A pindaíba generalizada que afeta o setor público brasileiro já deixou de ser novidade há muito tempo, e o financiamento à ciência, como de costume, foi uma das primeiras vítimas das tesouras orçamentárias, mas alguns baques recentes no setor parecem confirmar a máxima de que não há nada tão ruim que não possa ser piorado. Tanto em nível federal quanto no Estado de São Paulo, medidas recentes do Legislativo ameaçam criar um cenário ainda mais incerto para os pesquisadores do país.
A situação mais complicada provavelmente é a do CNPq (Conselho Nacional de Desenvolvimento Científico e Tecnológico), responsável por fornecer bolsas de pesquisa para cientistas do país todo, além de financiar grandes projetos científicos. A chamada Lei Orçamentária Anual, aprovada pelo Congresso, prevê que, em 2017, R$ 1,1 bilhão dos recursos do CNPq para o pagamento de bolsas venha da chamada Fonte 900. A terminologia parece coisa de numerólogo, mas na prática quer dizer o seguinte: essa dinheirama (que na verdade é pouca coisa, consideradas as necessidades da pesquisa nacional) não tem forte orçamentária clara e definida. Virá, em tese, de "recursos condicionados" da União, que dependem de remanejamentos.
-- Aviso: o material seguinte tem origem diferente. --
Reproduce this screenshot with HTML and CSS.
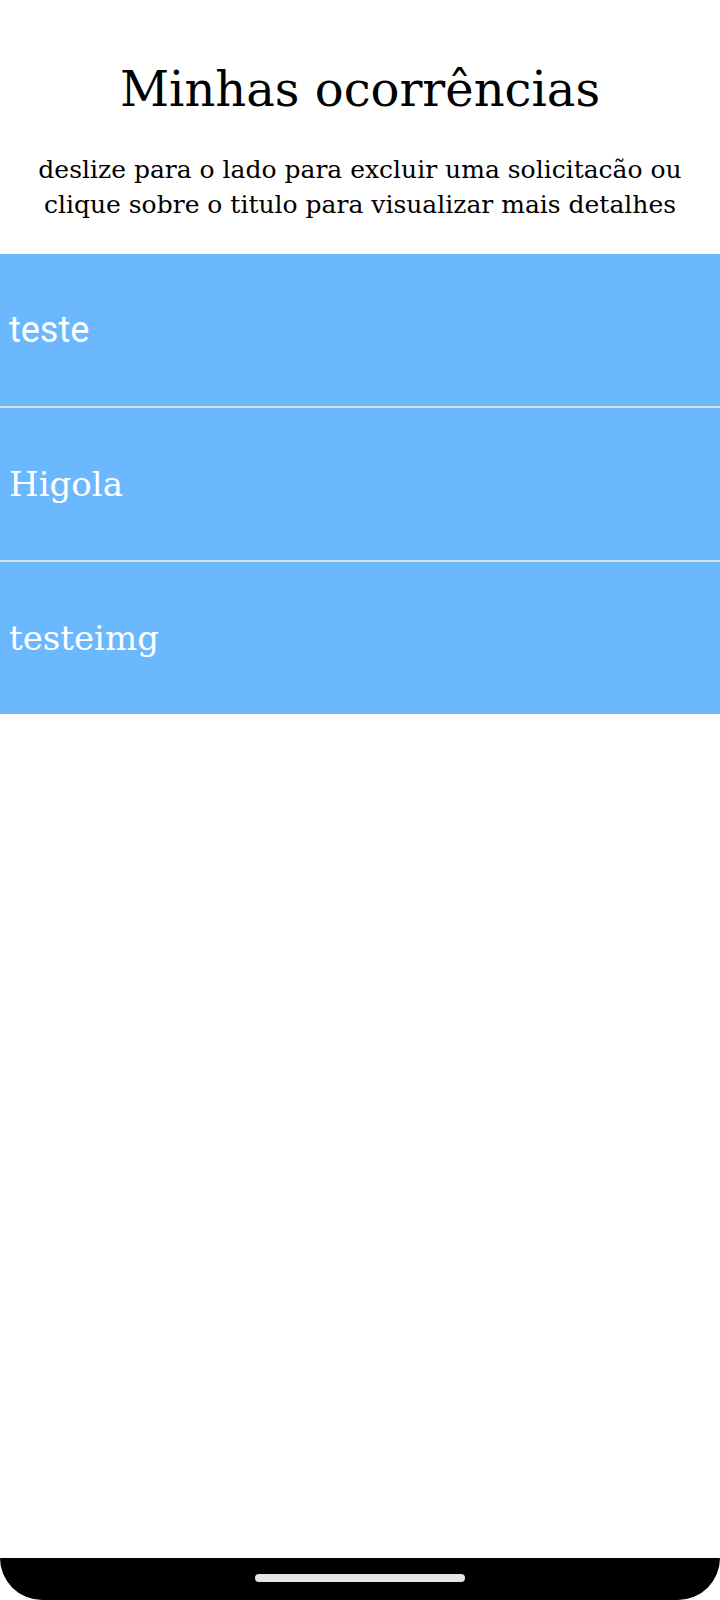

Neste momento, portanto, é quase dinheiro virtual –diferentemente do que costumava acontecer antes, quando os recursos para o CNPq vinham da Fonte 100 (prometo que é o último termo numerológico aqui), que tem vinculação direta com o Tesouro Nacional e, portanto, representa uma origem "firme" dos recursos.
O MCTIC (Ministério da Ciência, Tecnologia, Inovações e Comunicações), ao qual o CNPq está subordinado, tem afirmado repetidamente que será possível obter todos os recursos previstos, mas os líderes da comunidade científica enxergam a situação como extremamente incerta.
Dá para imaginar o frio na barriga de quem depende de bolsas de mestrado e doutorado país afora. Bolsas do CNPq, afinal de contas, sustentam um número considerável de famílias por aí (considere que os que as recebem já concluíram a faculdade e fazem seus estudos em regime de dedicação praticamente exclusiva, sem poder aceitar um emprego que não esteja relacionado ao seu tema de pesquisa).
Desse ponto de vista, a nova tesourada em São Paulo talvez não tenha efeitos tão daninhos quanto a federal, mas seu peso simbólico é igualmente assustador. Por decisão da Assembleia Legislativa estadual, a Fapesp (Fundação de Amparo à Pesquisa do Estado de São Paulo) perderá R$ 120 milhões de seu orçamento anual (hoje na casa de R$ 1 bilhão). O dinheiro será destinado a institutos de pesquisa estaduais, mas os cientistas paulistas argumentam que o remanejamento viola a Constituição do Estado, segundo a qual 1% da receita tributária deve ser destinada à Fapesp sem mais delongas.
Faz sentido pensar que o precedente é perigoso, porque a Fapesp é, disparado, o órgão estadual do país com atuação mais consistente na área, e o único com uma verdadeira tradição de independência em relação aos humores do Executivo.
O leitor talvez esteja se perguntando se é justo que os cientistas continuem a esperar a ajuda do Estado numa crise como a atual. A questão é que ciência básica com impacto econômico e social, em qualquer lugar do mundo, só existe quando cada país a financia com visão estratégica. As grandes universidades privadas americanas só fazem descobertas biomédicas de impacto porque o governo dos EUA gasta rios de dinheiro com elas, por exemplo. Podemos até sair da crise pondo a ciência para escanteio, mas vamos continuar medíocres se ela não se transformar em prioridade.